** BEGIN MATERIAL PROVIDED **

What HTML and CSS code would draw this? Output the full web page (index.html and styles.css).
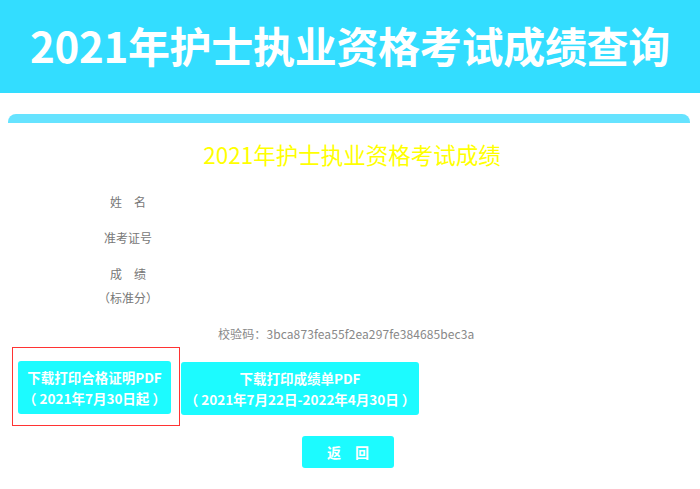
FILE: index.html
```html
<!DOCTYPE html>
<html lang="zh-CN">
<head>
<meta charset="utf-8">
<title>2021年护士执业资格考试成绩查询</title>
<link rel="stylesheet" href="styles.css">
</head>
<body>
<header class="header">
  <h1 class="header-title">2021年护士执业资格考试成绩查询</h1>
</header>
<main class="panel">
  <div class="panel-bar"></div>
  <h2 class="result-title">2021年护士执业资格考试成绩</h2>
  <div class="fields">
    <div class="field">姓　名</div>
    <div class="field">准考证号</div>
    <div class="field field-score">成　绩<span class="sub">（标准分）</span></div>
  </div>
  <div class="check">校验码：3bca873fea55f2ea297fe384685bec3a</div>
  <div class="actions">
    <div class="highlight">
      <a class="btn btn-cert">下载打印合格证明PDF<br>（ 2021年7月30日起 ）</a>
    </div>
    <a class="btn btn-score">下载打印成绩单PDF<br>（ 2021年7月22日-2022年4月30日 ）</a>
  </div>
  <div class="back-row">
    <a class="btn-back">返　回</a>
  </div>
</main>
</body>
</html>
```
FILE: styles.css
```css
html, body {
  margin: 0;
  padding: 0;
  background: #ffffff;
  font-family: "Noto Sans CJK SC", "Noto Sans", sans-serif;
}
.header {
  height: 93px;
  background: #33ddff;
  display: flex;
  align-items: center;
  justify-content: center;
}
.header-title {
  margin: 0;
  color: #ffffff;
  font-size: 42px;
  font-weight: 700;
  line-height: 1;
  letter-spacing: -0.3px;
  position: relative;
  top: -2px;
}
.panel {
  margin: 21px 10px 0 8px;
}
.panel-bar {
  height: 9px;
  background: #66e3ff;
  border-radius: 8px 8px 0 0;
}
.result-title {
  margin: 17px 0 0 0;
  text-align: center;
  color: #ffff00;
  font-size: 22.5px;
  font-weight: 400;
  line-height: 28px;
  position: relative;
  left: 3px;
}
.fields {
  margin: 24px 0 0 0;
  width: 240px;
  display: flex;
  flex-direction: column;
  gap: 16px;
}
.field {
  text-align: center;
  font-size: 12px;
  line-height: 20px;
  color: #777777;
}
.field-score {
  display: flex;
  flex-direction: column;
  gap: 4px;
}
.sub {
  display: block;
}
.check {
  margin: 16px 0 0 210px;
  font-size: 12px;
  line-height: 20px;
  color: #888888;
  letter-spacing: 0.1px;
}
.actions {
  margin-top: 3px;
  display: flex;
  align-items: flex-start;
}
.highlight {
  margin-left: 4px;
  border: 1px solid #ff3333;
  padding: 13px 8px 11px 5px;
}
.btn {
  display: flex;
  align-items: center;
  justify-content: center;
  text-align: center;
  background: #1cfbff;
  color: #ffffff;
  font-size: 13.5px;
  font-weight: 700;
  line-height: 21px;
  border-radius: 3px;
  height: 53px;
  white-space: nowrap;
}
.btn-cert {
  width: 153px;
}
.btn-score {
  margin-top: 15px;
  margin-left: 1px;
  width: 238px;
}
.back-row {
  margin-top: 10px;
  padding-left: 294px;
  display: flex;
}
.btn-back {
  display: flex;
  align-items: center;
  justify-content: center;
  width: 92px;
  height: 32px;
  background: #1cfbff;
  color: #ffffff;
  font-size: 14px;
  font-weight: 700;
  border-radius: 3px;
}
```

** END MATERIAL PROVIDED **

# TASK BRIEF:
Go through the listing above and pull out each line containing the word "index".

# RESPONSE FOR THIS EXERCISE:
What HTML and CSS code would draw this? Output the full web page (index.html and styles.css).
FILE: index.html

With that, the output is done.